## Data extract
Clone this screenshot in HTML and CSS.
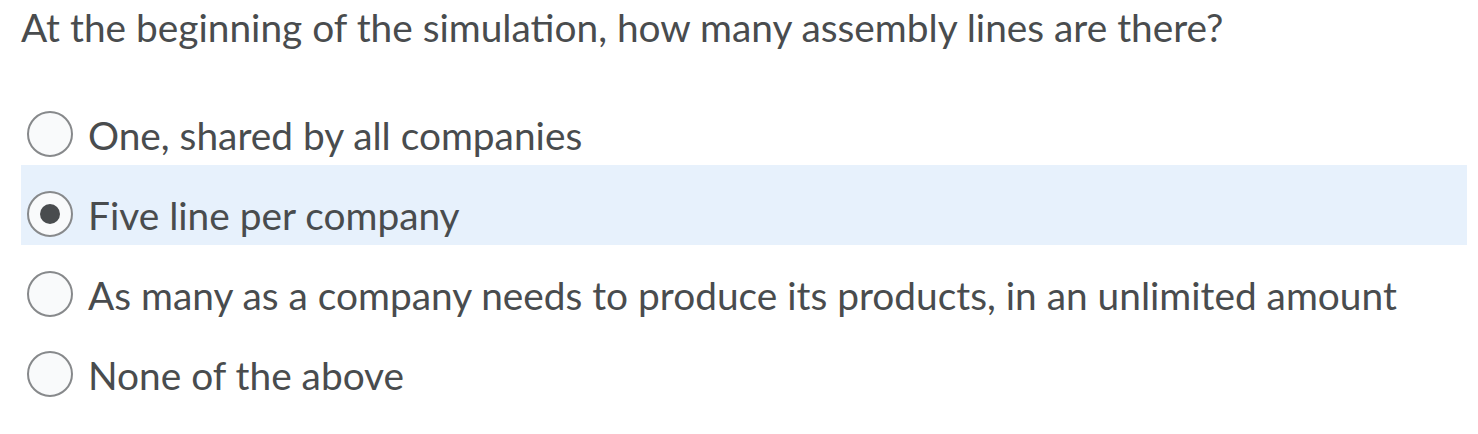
FILE: index.html
```html
<!DOCTYPE html>
<html>
<head>
<meta charset="utf-8">
<link rel="stylesheet" href="styles.css">
</head>
<body>
<div class="question">
  <div class="prompt">At the beginning of the simulation, how many assembly lines are there?</div>
  <div class="options">
    <div class="option"><span class="radio"></span><span class="label">One, shared by all companies</span></div>
    <div class="option selected"><span class="radio"></span><span class="label">Five line per company</span></div>
    <div class="option"><span class="radio"></span><span class="label">As many as a company needs to produce its products, in an unlimited amount</span></div>
    <div class="option"><span class="radio"></span><span class="label">None of the above</span></div>
  </div>
</div>
</body>
</html>
```

FILE: styles.css
```css
html, body {
  margin: 0;
  padding: 0;
  background: #ffffff;
}
.question {
  font-family: Lato, "Liberation Sans", sans-serif;
  color: #494c4e;
  padding: 3px 11px 0 21px;
}
.prompt {
  font-size: 38.85px;
  line-height: 48px;
  height: 82px;
}
.options {
  display: flex;
  flex-direction: column;
}
.option {
  height: 80px;
  box-sizing: border-box;
  padding: 26px 0 0 6px;
  display: flex;
  align-items: flex-start;
  gap: 15px;
}
.option.selected {
  background: #e7f1fc;
}
.radio {
  width: 46px;
  height: 46px;
  box-sizing: border-box;
  border: 2px solid #87898b;
  border-radius: 50%;
  background: #f9fafb;
  flex: none;
  display: flex;
  align-items: center;
  justify-content: center;
}
.selected .radio::after {
  content: "";
  width: 20px;
  height: 20px;
  border-radius: 50%;
  background: #494c4e;
}
.label {
  font-size: 38.85px;
  line-height: 46px;
  padding-top: 1px;
}
```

## Problem details
Copy out the whole listing exactly, and don't carry over any pictures.

## Result of the exercise
Clone this screenshot in HTML and CSS.
FILE: index.html
```html
<!DOCTYPE html>
<html>
<head>
<meta charset="utf-8">
<link rel="stylesheet" href="styles.css">
</head>
<body>
<div class="question">
  <div class="prompt">At the beginning of the simulation, how many assembly lines are there?</div>
  <div class="options">
    <div class="option"><span class="radio"></span><span class="label">One, shared by all companies</span></div>
    <div class="option selected"><span class="radio"></span><span class="label">Five line per company</span></div>
    <div class="option"><span class="radio"></span><span class="label">As many as a company needs to produce its products, in an unlimited amount</span></div>
    <div class="option"><span class="radio"></span><span class="label">None of the above</span></div>
  </div>
</div>
</body>
</html>
```

FILE: styles.css
```css
html, body {
  margin: 0;
  padding: 0;
  background: #ffffff;
}
.question {
  font-family: Lato, "Liberation Sans", sans-serif;
  color: #494c4e;
  padding: 3px 11px 0 21px;
}
.prompt {
  font-size: 38.85px;
  line-height: 48px;
  height: 82px;
}
.options {
  display: flex;
  flex-direction: column;
}
.option {
  height: 80px;
  box-sizing: border-box;
  padding: 26px 0 0 6px;
  display: flex;
  align-items: flex-start;
  gap: 15px;
}
.option.selected {
  background: #e7f1fc;
}
.radio {
  width: 46px;
  height: 46px;
  box-sizing: border-box;
  border: 2px solid #87898b;
  border-radius: 50%;
  background: #f9fafb;
  flex: none;
  display: flex;
  align-items: center;
  justify-content: center;
}
.selected .radio::after {
  content: "";
  width: 20px;
  height: 20px;
  border-radius: 50%;
  background: #494c4e;
}
.label {
  font-size: 38.85px;
  line-height: 46px;
  padding-top: 1px;
}
```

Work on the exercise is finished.